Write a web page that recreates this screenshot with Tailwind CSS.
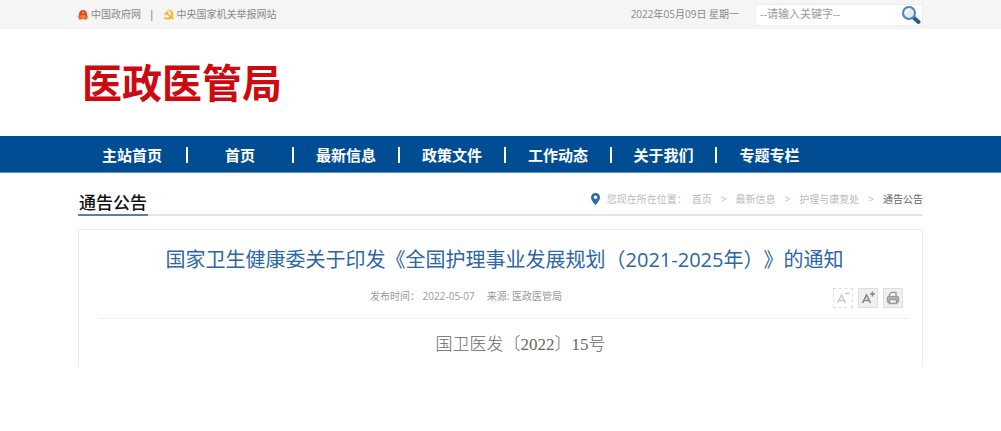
<!DOCTYPE html>
<html lang="zh-CN">
  <head>
    <meta charset="UTF-8" />
    <meta name="viewport" content="width=device-width, initial-scale=1.0" />
    <title>医政医管局</title>
    <script src="https://cdn.jsdelivr.net/npm/@tailwindcss/browser@4"></script>
  </head>
  <body class="bg-white font-['Open_Sans','Noto_Sans_CJK_SC',sans-serif] text-[10px] text-[#888] [text-spacing-trim:space-all]">
    <div class="bg-[#f5f5f5]">
      <div class="mx-auto flex h-[29px] max-w-[845px] items-center justify-between">
        <div class="flex items-center gap-2">
          <a href="#" class="flex items-center gap-[3px]">
            <svg class="size-[10px]" viewBox="0 0 10 10">
              <path d="M1 4.500C1 1.500 3 0 5 0s4 1.500 4 4.500V8H1z" fill="#e2451a" />
              <path d="M0 5.500h10L9 9.500H6.500L5 9l-1.500.5H1z" fill="#e8602a" />
              <path d="M5 1.200l.5 1 1 .1-.7.800.2 1L5 3.600l-1 .5.2-1-.7-.8 1-.1zM2.500 5.500h5v1h-5zM3.500 7.500h3v1h-3z" fill="#ffa63a" />
            </svg>
            中国政府网
          </a>
          <span class="text-[#666]">|</span>
          <a href="#" class="flex items-center gap-[3px]">
            <svg class="size-[11px]" viewBox="0 0 11 11">
              <path d="M4.500.5C9 0 11.500 4 10 7.500l1 2-1 1-1.500-1C6 11.500 2.500 10.500.5 9.500l1-1.500c2 1 4 1 5 0L3.800 5.200 2.500 6.500 1 5l3-3 2 1-1 1.200L7.800 7C9 4.500 7.500 2 4.500.5z" fill="#f5b92e" />
            </svg>
            中央国家机关举报网站
          </a>
        </div>
        <form class="flex items-center gap-4">
          <span>2022年05月09日 星期一</span>
          <div class="flex h-[22px] w-[168px] items-center border border-[#eee] bg-white pr-px pl-1">
            <input
              type="text"
              aria-label="搜索"
              placeholder="--请输入关键字--"
              class="min-w-0 flex-1 text-[11px] outline-none placeholder:text-[#999]"
            />
            <button type="button" aria-label="搜索">
              <svg class="size-5" viewBox="0 0 20 20" fill="none">
                <path d="M12.500 12.500l5 4.500" stroke="#24608f" stroke-width="4" stroke-linecap="round" />
                <circle cx="8" cy="8" r="6" fill="#dfecf6" stroke="#4a88b8" stroke-width="2" />
                <path d="M4.800 8a3.200 3.200 0 0 1 3.200-3.200" stroke="#fff" stroke-width="1.500" />
              </svg>
            </button>
          </div>
        </form>
      </div>
    </div>

    <header class="mx-auto flex h-[107px] max-w-[845px] items-center px-1">
      <h1 class="text-[40px] leading-none font-bold text-[#cc0a10]">医政医管局</h1>
    </header>

    <nav class="border-b border-[#5a93c8] bg-[#004d93]">
      <ul class="mx-auto flex h-9 max-w-[845px] items-center pt-px text-[15px] leading-4 font-bold text-white">
        <li class="w-[110px] border-r-2 text-center"><a href="#">主站首页</a></li>
        <li class="w-[106px] border-r-2 text-center"><a href="#">首页</a></li>
        <li class="w-[106px] border-r-2 text-center"><a href="#">最新信息</a></li>
        <li class="w-[106px] border-r-2 text-center"><a href="#">政策文件</a></li>
        <li class="w-[106px] border-r-2 text-center"><a href="#">工作动态</a></li>
        <li class="w-[105px] border-r-2 text-center"><a href="#">关于我们</a></li>
        <li class="w-[105px] text-center"><a href="#">专题专栏</a></li>
      </ul>
    </nav>

    <main class="mx-auto max-w-[845px]">
      <div class="mt-[18px] flex h-[25px] items-end justify-between border-b-2 border-[#e2e4e6]">
        <h2 class="-mb-[2px] border-b-2 border-[#5d7f9f] px-px text-[17px] leading-[22px] font-medium text-[#111]">通告公告</h2>
        <div class="flex items-center gap-[7px] self-start leading-4 text-[#bbb]">
          <svg class="h-3 w-[9px]" viewBox="0 0 9 12">
            <path d="M4.500 0A4.400 4.400 0 0 0 0 4.400C0 7.500 4.500 12 4.500 12S9 7.500 9 4.400A4.400 4.400 0 0 0 4.500 0z" fill="#2a6ea8" />
            <circle cx="4.500" cy="4.200" r="1.700" fill="#fff" />
          </svg>
          <div class="flex items-center gap-[9px]">
            <span class="-mr-1">您现在所在位置：</span>
            <a href="#">首页</a>
            <span>&gt;</span>
            <a href="#">最新信息</a>
            <span>&gt;</span>
            <a href="#">护理与康复处</a>
            <span>&gt;</span>
            <a href="#" class="text-[#666]">通告公告</a>
          </div>
        </div>
      </div>

      <article class="mt-[13px] border border-b-0 border-[#ececec] pr-3 pl-5">
        <h3 class="pt-4 text-center text-[20px] leading-7 text-[#2b66a5]">
          国家卫生健康委关于印发《全国护理事业发展规划（2021-2025年）》的通知
        </h3>
        <div class="flex h-[45px] items-center border-b border-[#eee] text-[#999]">
          <p class="flex flex-1 justify-center gap-3">
            <span>发布时间： 2022-05-07</span>
            <span>来源: 医政医管局</span>
          </p>
          <div class="flex gap-[5px] pt-1 pr-[7px]">
            <button type="button" aria-label="缩小字号" class="flex size-5 items-center justify-center border border-dashed border-[#ddd]">
              <svg class="size-4" viewBox="0 0 16 16" fill="none" stroke="#c8c8c8" stroke-width="1.400">
                <path d="M2.500 13L6.500 5l4 8M4 10.500h5M10.500 3.500h4" />
              </svg>
            </button>
            <button type="button" aria-label="放大字号" class="flex size-5 items-center justify-center border border-[#ddd] bg-[#f0f0f0]">
              <svg class="size-4" viewBox="0 0 16 16" fill="none" stroke="#888" stroke-width="1.600">
                <path d="M2.500 13L6.500 5l4 8M4 10.500h5M10 4h5M12.500 1.500v5" />
              </svg>
            </button>
            <button type="button" aria-label="打印" class="flex size-5 items-center justify-center border border-[#ddd] bg-[#f0f0f0]">
              <svg class="size-4" viewBox="0 0 16 16" fill="none" stroke="#999" stroke-width="1.400">
                <path d="M4.500 7V4.500l2-2h4.500V7" fill="#fff" />
                <rect x="2.500" y="6.500" width="11" height="6" rx="1.500" fill="#bbb" />
                <path d="M4.500 9.500h7v4h-7z" fill="#eee" />
              </svg>
            </button>
          </div>
        </div>
        <p class="pt-[14px] pb-[10px] text-center indent-8 font-['Liberation_Serif','Noto_Sans_CJK_SC',serif] text-[17px] leading-6 font-light text-[#666]">
          国卫医发〔2022〕15号
        </p>
      </article>
    </main>
  </body>
</html>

#### THE EXERCISE
Please write out all of the material above without changing a word, and omit any pictures.

#### FINAL RESULT
Write a web page that recreates this screenshot with Tailwind CSS.
<!DOCTYPE html>
<html lang="zh-CN">
  <head>
    <meta charset="UTF-8" />
    <meta name="viewport" content="width=device-width, initial-scale=1.0" />
    <title>医政医管局</title>
    <script src="https://cdn.jsdelivr.net/npm/@tailwindcss/browser@4"></script>
  </head>
  <body class="bg-white font-['Open_Sans','Noto_Sans_CJK_SC',sans-serif] text-[10px] text-[#888] [text-spacing-trim:space-all]">
    <div class="bg-[#f5f5f5]">
      <div class="mx-auto flex h-[29px] max-w-[845px] items-center justify-between">
        <div class="flex items-center gap-2">
          <a href="#" class="flex items-center gap-[3px]">
            <svg class="size-[10px]" viewBox="0 0 10 10">
              <path d="M1 4.500C1 1.500 3 0 5 0s4 1.500 4 4.500V8H1z" fill="#e2451a" />
              <path d="M0 5.500h10L9 9.500H6.500L5 9l-1.500.5H1z" fill="#e8602a" />
              <path d="M5 1.200l.5 1 1 .1-.7.800.2 1L5 3.600l-1 .5.2-1-.7-.8 1-.1zM2.500 5.500h5v1h-5zM3.500 7.500h3v1h-3z" fill="#ffa63a" />
            </svg>
            中国政府网
          </a>
          <span class="text-[#666]">|</span>
          <a href="#" class="flex items-center gap-[3px]">
            <svg class="size-[11px]" viewBox="0 0 11 11">
              <path d="M4.500.5C9 0 11.500 4 10 7.500l1 2-1 1-1.500-1C6 11.500 2.500 10.500.5 9.500l1-1.500c2 1 4 1 5 0L3.800 5.200 2.500 6.500 1 5l3-3 2 1-1 1.200L7.800 7C9 4.500 7.500 2 4.500.5z" fill="#f5b92e" />
            </svg>
            中央国家机关举报网站
          </a>
        </div>
        <form class="flex items-center gap-4">
          <span>2022年05月09日 星期一</span>
          <div class="flex h-[22px] w-[168px] items-center border border-[#eee] bg-white pr-px pl-1">
            <input
              type="text"
              aria-label="搜索"
              placeholder="--请输入关键字--"
              class="min-w-0 flex-1 text-[11px] outline-none placeholder:text-[#999]"
            />
            <button type="button" aria-label="搜索">
              <svg class="size-5" viewBox="0 0 20 20" fill="none">
                <path d="M12.500 12.500l5 4.500" stroke="#24608f" stroke-width="4" stroke-linecap="round" />
                <circle cx="8" cy="8" r="6" fill="#dfecf6" stroke="#4a88b8" stroke-width="2" />
                <path d="M4.800 8a3.200 3.200 0 0 1 3.200-3.200" stroke="#fff" stroke-width="1.500" />
              </svg>
            </button>
          </div>
        </form>
      </div>
    </div>

    <header class="mx-auto flex h-[107px] max-w-[845px] items-center px-1">
      <h1 class="text-[40px] leading-none font-bold text-[#cc0a10]">医政医管局</h1>
    </header>

    <nav class="border-b border-[#5a93c8] bg-[#004d93]">
      <ul class="mx-auto flex h-9 max-w-[845px] items-center pt-px text-[15px] leading-4 font-bold text-white">
        <li class="w-[110px] border-r-2 text-center"><a href="#">主站首页</a></li>
        <li class="w-[106px] border-r-2 text-center"><a href="#">首页</a></li>
        <li class="w-[106px] border-r-2 text-center"><a href="#">最新信息</a></li>
        <li class="w-[106px] border-r-2 text-center"><a href="#">政策文件</a></li>
        <li class="w-[106px] border-r-2 text-center"><a href="#">工作动态</a></li>
        <li class="w-[105px] border-r-2 text-center"><a href="#">关于我们</a></li>
        <li class="w-[105px] text-center"><a href="#">专题专栏</a></li>
      </ul>
    </nav>

    <main class="mx-auto max-w-[845px]">
      <div class="mt-[18px] flex h-[25px] items-end justify-between border-b-2 border-[#e2e4e6]">
        <h2 class="-mb-[2px] border-b-2 border-[#5d7f9f] px-px text-[17px] leading-[22px] font-medium text-[#111]">通告公告</h2>
        <div class="flex items-center gap-[7px] self-start leading-4 text-[#bbb]">
          <svg class="h-3 w-[9px]" viewBox="0 0 9 12">
            <path d="M4.500 0A4.400 4.400 0 0 0 0 4.400C0 7.500 4.500 12 4.500 12S9 7.500 9 4.400A4.400 4.400 0 0 0 4.500 0z" fill="#2a6ea8" />
            <circle cx="4.500" cy="4.200" r="1.700" fill="#fff" />
          </svg>
          <div class="flex items-center gap-[9px]">
            <span class="-mr-1">您现在所在位置：</span>
            <a href="#">首页</a>
            <span>&gt;</span>
            <a href="#">最新信息</a>
            <span>&gt;</span>
            <a href="#">护理与康复处</a>
            <span>&gt;</span>
            <a href="#" class="text-[#666]">通告公告</a>
          </div>
        </div>
      </div>

      <article class="mt-[13px] border border-b-0 border-[#ececec] pr-3 pl-5">
        <h3 class="pt-4 text-center text-[20px] leading-7 text-[#2b66a5]">
          国家卫生健康委关于印发《全国护理事业发展规划（2021-2025年）》的通知
        </h3>
        <div class="flex h-[45px] items-center border-b border-[#eee] text-[#999]">
          <p class="flex flex-1 justify-center gap-3">
            <span>发布时间： 2022-05-07</span>
            <span>来源: 医政医管局</span>
          </p>
          <div class="flex gap-[5px] pt-1 pr-[7px]">
            <button type="button" aria-label="缩小字号" class="flex size-5 items-center justify-center border border-dashed border-[#ddd]">
              <svg class="size-4" viewBox="0 0 16 16" fill="none" stroke="#c8c8c8" stroke-width="1.400">
                <path d="M2.500 13L6.500 5l4 8M4 10.500h5M10.500 3.500h4" />
              </svg>
            </button>
            <button type="button" aria-label="放大字号" class="flex size-5 items-center justify-center border border-[#ddd] bg-[#f0f0f0]">
              <svg class="size-4" viewBox="0 0 16 16" fill="none" stroke="#888" stroke-width="1.600">
                <path d="M2.500 13L6.500 5l4 8M4 10.500h5M10 4h5M12.500 1.500v5" />
              </svg>
            </button>
            <button type="button" aria-label="打印" class="flex size-5 items-center justify-center border border-[#ddd] bg-[#f0f0f0]">
              <svg class="size-4" viewBox="0 0 16 16" fill="none" stroke="#999" stroke-width="1.400">
                <path d="M4.500 7V4.500l2-2h4.500V7" fill="#fff" />
                <rect x="2.500" y="6.500" width="11" height="6" rx="1.500" fill="#bbb" />
                <path d="M4.500 9.500h7v4h-7z" fill="#eee" />
              </svg>
            </button>
          </div>
        </div>
        <p class="pt-[14px] pb-[10px] text-center indent-8 font-['Liberation_Serif','Noto_Sans_CJK_SC',serif] text-[17px] leading-6 font-light text-[#666]">
          国卫医发〔2022〕15号
        </p>
      </article>
    </main>
  </body>
</html>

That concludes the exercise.